» Supplied data
────────────────────
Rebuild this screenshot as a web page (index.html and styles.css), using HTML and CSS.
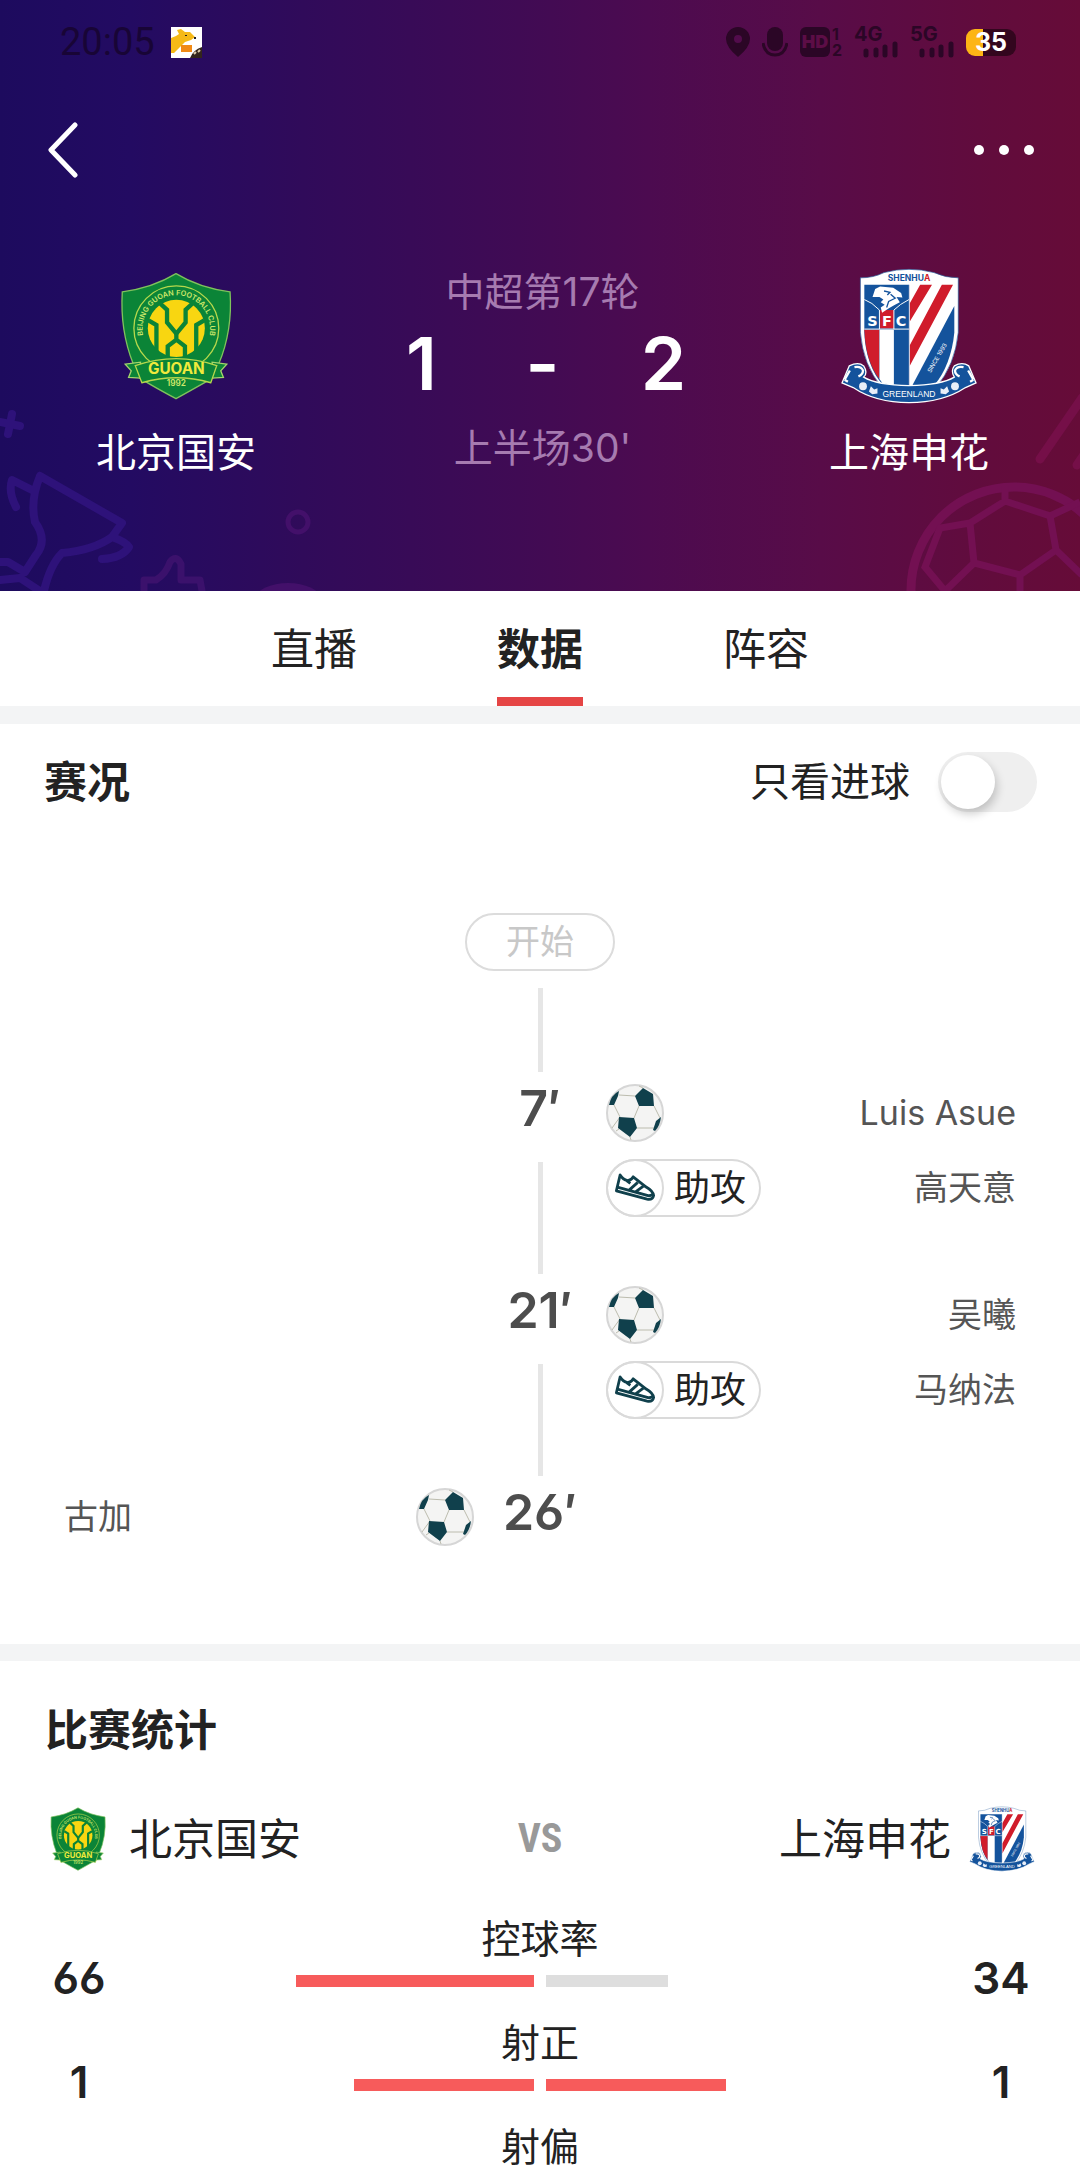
FILE: index.html
```html
<!DOCTYPE html>
<html lang="zh-CN">

<head>
    <meta charset="UTF-8">
    <meta name="viewport" content="width=device-width, initial-scale=1.0">
    <title>北京国安 1 - 2 上海申花</title>
    <link rel="stylesheet" href="styles.css">
</head>

<body>
    <!-- shared icons -->
    <svg class="sprite" aria-hidden="true">
        <symbol id="guoan" viewBox="120 68 338 386">
            <path d="M289 73Q360 116 452 128Q460 245 418 345L404 385Q370 405 289 450Q205 405 176 385L160 345Q120 245 127 128Q218 116 289 73Z" fill="#0b8437" stroke="#7fc35c" stroke-width="4" />
            <circle cx="290" cy="238" r="128" fill="none" stroke="#b6d84c" stroke-width="4" />
            <circle cx="290" cy="238" r="86" fill="#f8d611" />
            <g fill="none" stroke="#0b8437" stroke-width="13">
                <path d="M238 160L262 182V220L290 254L318 220V182L342 160" />
                <path d="M290 254V272L264 292V330M290 272L316 292V330" />
                <path d="M206 214L230 228V306M374 214L350 228V306" />
            </g>
            <path id="guoan-arc" d="M206 298A102 102 0 1 1 374 298" fill="none" />
            <text class="crest-ring"><textPath href="#guoan-arc" startOffset="50%" text-anchor="middle">BEIJING GUOAN FOOTBALL CLUB</textPath></text>
            <path d="M136 346L182 340V388L146 386L154 366ZM442 346L398 340V388L432 386L424 366Z" fill="#0b8437" stroke="#a3d46c" stroke-width="4" />
            <path d="M166 350Q290 308 412 350L394 402Q290 372 186 402Z" fill="#0b8437" stroke="#b6d84c" stroke-width="4" />
            <text class="crest-name" x="290" y="377" text-anchor="middle">GUOAN</text>
            <text class="crest-year" x="290" y="413" text-anchor="middle">1992</text>
        </symbol>
        <symbol id="shenhua" viewBox="120 54 416 414">
            <path d="M180 84Q220 84 252 68Q328 48 404 68Q438 84 478 84V250Q468 350 410 418H246Q188 350 180 250Z" fill="#fff" stroke="#255c9c" stroke-width="2" />
            <path d="M192 105H328V412H250Q196 350 192 250Z" fill="#14539c" />
            <path d="M192 242H238V392Q196 340 192 242Z" fill="#d01c2b" />
            <path d="M238 242H282V412H252L238 392Z" fill="#fff" />
            <path d="M240 182H282V238H240Z" fill="#d01c2b" />
            <path d="M192 240H328M192 150Q215 158 238 182V240M328 150Q300 164 282 182V240" fill="none" stroke="#fff" stroke-width="3" />
            <path d="M217 142L225 118L240 110L280 114L304 130L308 144L290 142L300 158Q280 168 268 176L246 190L242 174L254 166L242 158L250 150L238 142Z" fill="#fff" />
            <path d="M252 124L270 128L262 136M272 134L286 146L266 156L260 174" fill="none" stroke="#14539c" stroke-width="4" />
            <text class="crest-sfc" y="230" text-anchor="middle"><tspan x="217">S</tspan><tspan x="261">F</tspan><tspan x="304">C</tspan></text>
            <path d="M330 105H466V250Q456 350 404 412H330Z" fill="#fff" />
            <path d="M362 105H398L330 218V162ZM428 105H462L330 352V290Z" fill="#d01c2b" />
            <path d="M466 170V250Q456 350 404 412H338Z" fill="#14539c" />
            <path d="M329 105V412" stroke="#ccd" stroke-width="3" />
            <text class="crest-since" transform="translate(394 374) rotate(-60)">SINCE 1993</text>
            <text class="crest-top" x="328" y="93" text-anchor="middle">SHENHU<tspan>A</tspan></text>
            <path d="M124 404L146 352Q174 338 190 352Q204 374 190 386Q230 410 328 412Q426 410 466 386Q454 368 466 352Q490 338 510 352L532 404L500 418Q430 464 328 464Q226 464 158 418Z" fill="#14539c" stroke="#fff" stroke-width="4" />
            <path d="M132 394L148 366M142 400L132 394M524 394L508 366M514 400L524 394M162 356Q182 352 188 366Q188 378 174 384M494 356Q474 352 468 366Q468 378 482 384" fill="none" stroke="#fff" stroke-width="7" />
            <g fill="#e8eef8">
                <circle cx="188" cy="414" r="12" />
                <circle cx="468" cy="414" r="12" />
                <path d="M206 430L212 414L222 424L232 420V436L216 438ZM450 430L444 414L434 424L424 420V436L440 438Z" />
            </g>
            <text class="crest-bottom" x="328" y="446" text-anchor="middle">GREENLAND</text>
        </symbol>
        <symbol id="ball" viewBox="0 0 58 58">
            <circle cx="29" cy="29" r="28" fill="#f4f4f3" stroke="#d6d6d6" stroke-width="2" />
            <path d="M13 11L29 12M8 21L14 33L6 44M33 22L28 34M48 22L54 34M31 44H48M13 45L10 47M24 53L25 56M37 4L33 2" fill="none" stroke="#bcbcae" />
            <path d="M37 4L47 10L48 22H33L29 12ZM13 33L28 34L31 44L24 53L12 44ZM3 21Q5 11 13 7L12 12L8 21ZM47 46L50 37L55 33Q54 42 49 47Z" fill="#10404c" />
        </symbol>
        <symbol id="shoe" viewBox="0 0 58 58">
            <path d="M13 15L9 32L42 41Q48 42 49 37Q48 32 41 28L27 17Q25 21 21 21Q16 20 13 15Z" fill="#fff" stroke="#10404c" stroke-width="3" stroke-linejoin="round" />
            <path d="M10 28L42 37Q45 38 48 36M23 31L32 23M30 33L38 27M20 21L24 24" fill="none" stroke="#10404c" stroke-width="3" />
        </symbol>
    </svg>

    <header class="hero">
        <svg class="deco deco-left" viewBox="0 391 320 200" fill="none" stroke="#2e127a" stroke-width="8" stroke-linecap="round" stroke-linejoin="round" aria-hidden="true">
            <path d="M12 414L8 434M0 422L20 426" />
            <path d="M16 507Q8 492 12 480L32 490M40 476L122 523L112 537Q94 550 62 553Q50 565 44 591M40 476Q30 500 35 522Q48 540 36 555L25 572L8 562H0M0 580L20 578L40 591M112 537Q126 542 129 547Q122 558 102 559" />
            <path d="M144 591V580H156Q166 574 170 562Q176 554 181 564V580H200L202 591" stroke="#3b116c" stroke-width="7" />
            <circle cx="298" cy="522" r="10" stroke="#43106a" stroke-width="5" />
            <ellipse cx="288" cy="598" rx="32" ry="15" fill="#43106a" stroke="none" />
        </svg>
        <svg class="deco deco-right" viewBox="880 391 200 200" fill="none" stroke="#731052" stroke-width="9" aria-hidden="true">
            <circle cx="1014" cy="590" r="103" />
            <path d="M1005 501L1050 516L1056 550L1020 575L974 563L970 523ZM1005 501V486M970 523L940 528L925 567L945 591L974 563M1020 575V591M1056 550L1082 575M1050 516L1080 502" stroke-width="7" />
            <path d="M1040 459L1082 398M1077 465L1084 455" stroke="#750f48" stroke-linecap="round" />
        </svg>

        <div class="status">
            <div class="status-left">
                <time>20:05</time>
                <svg width="31" height="31" viewBox="0 0 31 31" aria-hidden="true">
                    <path fill="#fff" d="M0 0H31V31H0Z" />
                    <path fill="#f5b916" d="M0 11L5 9L8 7L6 3L10 2L14 5L19 5L24 10L20 13L14 15L9 20L3 26H0Z" />
                    <path fill="#f08a16" d="M10 18H21V25H10Z" />
                    <path fill="#222" d="M14 8H16V9H14ZM23 10H25V12H23Z" />
                    <path fill="#33251c" d="M31 20V31H19Q22 23 31 20Z" />
                    <path stroke="#dca" fill="none" d="M23 27L25 25M27 25L29 23" stroke-width="2" />
                </svg>
            </div>
            <div class="status-right">
                <svg width="24" height="31" viewBox="0 0 24 31" aria-hidden="true">
                    <path fill="#2b0626" fill-rule="evenodd" d="M12 0A12 12 0 0 1 24 12Q24 20 12 30Q0 20 0 12A12 12 0 0 1 12 0ZM12 8A4 4 0 1 0 12 16A4 4 0 1 0 12 8Z" />
                </svg>
                <svg width="26" height="31" viewBox="0 0 26 31" aria-hidden="true">
                    <rect x="5" width="16" height="24" rx="8" fill="#2b0626" />
                    <path d="M1 16Q3 28 13 28T25 16" fill="none" stroke="#2b0626" stroke-width="3" />
                </svg>
                <span class="hd"><b>HD</b><i>1<br>2</i></span>
                <span class="net">4G<svg width="35" height="17" viewBox="0 0 35 17" aria-hidden="true">
                        <path d="M3 10V14M13 9V14M22 6V14M32 3V14" stroke="#2b0626" stroke-width="5" stroke-linecap="round" />
                    </svg></span>
                <span class="net">5G<svg width="35" height="17" viewBox="0 0 35 17" aria-hidden="true">
                        <path d="M3 10V14M13 9V14M22 6V14M32 3V14" stroke="#2b0626" stroke-width="5" stroke-linecap="round" />
                    </svg></span>
                <span class="battery">35</span>
            </div>
        </div>

        <div class="toolbar">
            <button class="icon-btn" aria-label="返回">
                <svg width="30" height="56" viewBox="0 0 30 56"><path d="M27 3L3 28L27 53" fill="none" stroke="#fff" stroke-width="5" stroke-linecap="round" stroke-linejoin="round" /></svg>
            </button>
            <button class="icon-btn" aria-label="更多">
                <svg width="60" height="56" viewBox="0 0 60 56" fill="#fff"><circle cx="5" cy="28" r="5" /><circle cx="30" cy="28" r="5" /><circle cx="55" cy="28" r="5" /></svg>
            </button>
        </div>

        <div class="scoreboard">
            <div class="team">
                <svg class="crest" role="img" aria-label="北京国安"><use href="#guoan" /></svg>
                <span>北京国安</span>
            </div>
            <div class="result">
                <p>中超第17轮</p>
                <div class="score"><b>1</b><b>-</b><b>2</b></div>
                <p>上半场30'</p>
            </div>
            <div class="team">
                <svg class="crest" role="img" aria-label="上海申花"><use href="#shenhua" /></svg>
                <span>上海申花</span>
            </div>
        </div>
    </header>

    <nav class="tabs">
        <a href="#live">直播</a>
        <a href="#data" class="active">数据</a>
        <a href="#lineup">阵容</a>
    </nav>

    <section class="events" id="data">
        <div class="section-head">
            <h2>赛况</h2>
            <label class="switch">只看进球 <input type="checkbox"></label>
        </div>
        <div class="start">开始</div>
        <div class="line"></div>
        <ol class="timeline">
            <li>
                <div class="mid"><time>7′</time><div class="line"></div></div>
                <div class="side away">
                    <div class="row"><svg class="ball" aria-hidden="true"><use href="#ball" /></svg><span>Luis Asue</span></div>
                    <div class="row"><span class="assist"><svg aria-hidden="true"><use href="#shoe" /></svg>助攻</span><span>高天意</span></div>
                </div>
            </li>
            <li>
                <div class="mid"><time>21′</time><div class="line"></div></div>
                <div class="side away">
                    <div class="row"><svg class="ball" aria-hidden="true"><use href="#ball" /></svg><span>吴曦</span></div>
                    <div class="row"><span class="assist"><svg aria-hidden="true"><use href="#shoe" /></svg>助攻</span><span>马纳法</span></div>
                </div>
            </li>
            <li>
                <div class="mid"><time>26′</time></div>
                <div class="side home">
                    <div class="row"><span>古加</span><svg class="ball" aria-hidden="true"><use href="#ball" /></svg></div>
                </div>
            </li>
        </ol>
    </section>

    <section class="stats">
        <h2>比赛统计</h2>
        <div class="versus">
            <div class="club"><svg class="crest-small" aria-hidden="true"><use href="#guoan" /></svg>北京国安</div>
            <b>VS</b>
            <div class="club right">上海申花<svg class="crest-small" aria-hidden="true"><use href="#shenhua" /></svg></div>
        </div>
        <div class="stat">
            <span class="value">66</span>
            <div class="chart">
                <p>控球率</p>
                <div class="bars">
                    <div><i class="win" style="width:66%"></i></div>
                    <div><i style="width:34%"></i></div>
                </div>
            </div>
            <span class="value">34</span>
        </div>
        <div class="stat">
            <span class="value">1</span>
            <div class="chart">
                <p>射正</p>
                <div class="bars">
                    <div><i class="win" style="width:50%"></i></div>
                    <div><i class="win" style="width:50%"></i></div>
                </div>
            </div>
            <span class="value">1</span>
        </div>
        <div class="stat last">
            <div class="chart">
                <p>射偏</p>
            </div>
        </div>
    </section>
</body>

</html>
```

FILE: styles.css
```css
* {
    box-sizing: border-box;
    margin: 0;
    padding: 0;
}

body {
    background: #fff;
    color: #222;
    font-family: Inter, "Noto Sans CJK SC", sans-serif;
    font-size: 40px;
    line-height: 48px;
}

a {
    color: inherit;
    text-decoration: none;
}

svg {
    display: block;
    flex-shrink: 0;
}

.sprite {
    position: absolute;
    width: 0;
    height: 0;
}

/* lettering on the club crests */
.crest-ring {
    fill: #cfe86a;
    font-size: 22px;
    font-weight: 600;
}

.crest-name {
    fill: #f0ea3c;
    font-size: 46px;
    font-weight: 700;
}

.crest-year {
    fill: #cfe86a;
    font-size: 25px;
    font-weight: 600;
}

.crest-sfc {
    fill: #fff;
    font-family: "DejaVu Sans", sans-serif;
    font-size: 44px;
    font-weight: 700;
}

.crest-since {
    fill: #fff;
    font-size: 18px;
}

.crest-top {
    fill: #14539c;
    font-size: 26px;
    font-weight: 700;
}

.crest-top tspan {
    fill: #d01c2b;
}

.crest-bottom {
    fill: #fff;
    font-family: "Liberation Sans", sans-serif;
    font-size: 26px;
}

/* header */
.hero {
    position: relative;
    padding: 24px 43px 114px 48px;
    color: #fff;
    background: linear-gradient(90deg, #1d0b5e 0%, #230b62 12%, #300b5a 28%, #400b54 48%, #4c0b50 60%, #580c48 76%, #620c3c 92%, #660c38 100%);
}

.deco {
    position: absolute;
    bottom: 0;
    height: 200px;
}

.deco-left {
    left: 0;
    width: 320px;
}

.deco-right {
    right: 0;
    width: 200px;
}

.status,
.toolbar,
.status-left,
.status-right {
    display: flex;
    align-items: center;
}

.status,
.toolbar {
    justify-content: space-between;
    position: relative;
}

.status {
    height: 36px;
    padding: 0 17px 0 12px;
    color: #2b0626;
}

.status-left {
    gap: 16px;
    color: #180536;
    font-family: Roboto, sans-serif;
    font-size: 38px;
}

.status-right {
    gap: 12px;
    font-size: 20px;
    font-weight: 700;
}

.hd {
    display: flex;
    align-items: center;
    gap: 2px;
    line-height: 16px;
}

.hd b {
    width: 30px;
    border-radius: 6px;
    background: #2b0626;
    color: #5c0d46;
    font-size: 18px;
    line-height: 30px;
    text-align: center;
}

.hd i {
    font-size: 16px;
    font-style: normal;
}

.net {
    display: flex;
    flex-direction: column;
    width: 44px;
    line-height: 14px;
}

.net svg {
    align-self: flex-end;
}

.battery {
    width: 50px;
    margin-right: 4px;
    border-radius: 9px;
    background: linear-gradient(90deg, #fdb515 34%, #33061e 34%);
    color: #fff;
    font-size: 25px;
    font-weight: 700;
    line-height: 27px;
    text-align: center;
}

.toolbar {
    margin-top: 62px;
}

.icon-btn {
    border: 0;
    background: none;
}

.toolbar .icon-btn:last-child {
    margin-right: 3px;
}

.scoreboard {
    display: flex;
    justify-content: space-between;
    position: relative;
    margin-top: 90px;
}

.team {
    display: flex;
    flex-direction: column;
    align-items: center;
    width: 256px;
    gap: 25px;
}

.crest {
    width: 138px;
    height: 136px;
}

.team:first-child .crest {
    height: 128px;
    margin: 4px 0;
}

.result {
    flex: 1;
    max-width: 288px;
    text-align: center;
}

.result p {
    color: #a67bb0;
    font-size: 39px;
}

.score {
    display: flex;
    justify-content: space-between;
    font-size: 73px;
    line-height: 96px;
    padding-bottom: 12px;
}

.score b {
    width: 46px;
    font-weight: 600;
}

/* tabs */
.tabs {
    display: flex;
    justify-content: center;
    gap: 140px;
    border-bottom: 18px solid #f3f4f5;
}

.tabs a {
    padding: 34px 0 24px;
    border-bottom: 9px solid transparent;
    font-size: 43px;
}

.tabs .active {
    border-color: #e54545;
    font-weight: 700;
}

h2 {
    font-size: 43px;
    font-weight: 700;
}

/* match events */
.events {
    padding-bottom: 81px;
    border-bottom: 17px solid #f3f4f5;
}

.section-head {
    display: flex;
    align-items: center;
    justify-content: space-between;
    padding: 28px 43px 0 44px;
}

.switch {
    display: flex;
    align-items: center;
    gap: 28px;
}

.switch input {
    appearance: none;
    width: 99px;
    height: 60px;
    border-radius: 30px;
    padding: 3px;
    background: #efefef;
}

.switch input::before {
    content: "";
    display: block;
    width: 54px;
    height: 54px;
    border-radius: 50%;
    background: #fff;
    box-shadow: 2px 5px 10px rgba(0, 0, 0, .2);
}

.switch input:checked {
    background: #e54545;
}

.switch input:checked::before {
    margin-left: auto;
}

.start {
    width: 150px;
    margin: 101px auto 17px;
    border: 2px solid #dcdcdc;
    border-radius: 29px;
    color: #c8c8c8;
    font-size: 34px;
    line-height: 54px;
    text-align: center;
}

.line {
    width: 5px;
    height: 84px;
    margin: 0 auto;
    background: #e6e6e6;
}

.timeline {
    list-style: none;
    padding: 12px 64px 0;
}

.timeline li {
    display: grid;
    grid-template-columns: 1fr 132px 1fr;
}

.mid {
    grid-area: 1 / 2;
}

.mid time {
    display: block;
    color: #4d4d4d;
    font-size: 50px;
    font-weight: 600;
    font-feature-settings: "cv03";
    text-align: center;
}

.mid .line {
    height: 112px;
    margin: 30px auto 12px;
}

.home {
    grid-area: 1 / 1;
}

.away {
    grid-area: 1 / 3;
}

.row {
    display: flex;
    align-items: center;
    justify-content: space-between;
    margin-bottom: 17px;
    color: #555;
    font-size: 34px;
}

.ball,
.assist svg {
    width: 58px;
    height: 58px;
}

.assist {
    display: flex;
    align-items: center;
    gap: 10px;
    width: 155px;
    border-radius: 29px;
    box-shadow: inset 0 0 0 2px #dadada;
    color: #222;
    font-size: 36px;
}

.assist svg {
    border: 2px solid #dadada;
    border-radius: 50%;
}

/* statistics */
.stats {
    padding: 45px 45px 0;
}

.versus {
    display: flex;
    align-items: center;
    justify-content: space-between;
    height: 68px;
    margin-top: 51px;
}

.versus b {
    color: #999;
    font-family: "Roboto Condensed", "Liberation Sans Narrow", Roboto, sans-serif;
    font-size: 40px;
}

.club {
    display: flex;
    align-items: center;
    gap: 18px;
    font-size: 43px;
}

.crest-small {
    width: 66px;
    height: 64px;
}

.right .crest-small {
    height: 68px;
}

.stat {
    display: grid;
    grid-template-columns: 68px minmax(0, 732px) 68px;
    justify-content: space-between;
    margin-top: 42px;
}

.stat + .stat {
    margin-top: 32px;
}

.stat p {
    font-size: 39px;
    text-align: center;
}

.stat.last .chart {
    grid-column: 2;
}

.value {
    align-self: end;
    font-size: 44px;
    font-weight: 600;
    font-feature-settings: "cv03";
    line-height: 18px;
    text-align: center;
}

.bars {
    display: grid;
    grid-template-columns: 1fr 1fr;
    gap: 12px;
    margin-top: 12px;
}

.bars div {
    display: flex;
}

.bars div:first-child {
    justify-content: flex-end;
}

.bars i {
    height: 12px;
    background: #dedede;
}

.bars .win {
    background: #f75b5b;
}
```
────────────────────
» Exercise prompt
For this exercise, gather every line of the data that contains the word "styles".

» Response to the exercise
Rebuild this screenshot as a web page (index.html and styles.css), using HTML and CSS.
    <link rel="stylesheet" href="styles.css">
FILE: styles.css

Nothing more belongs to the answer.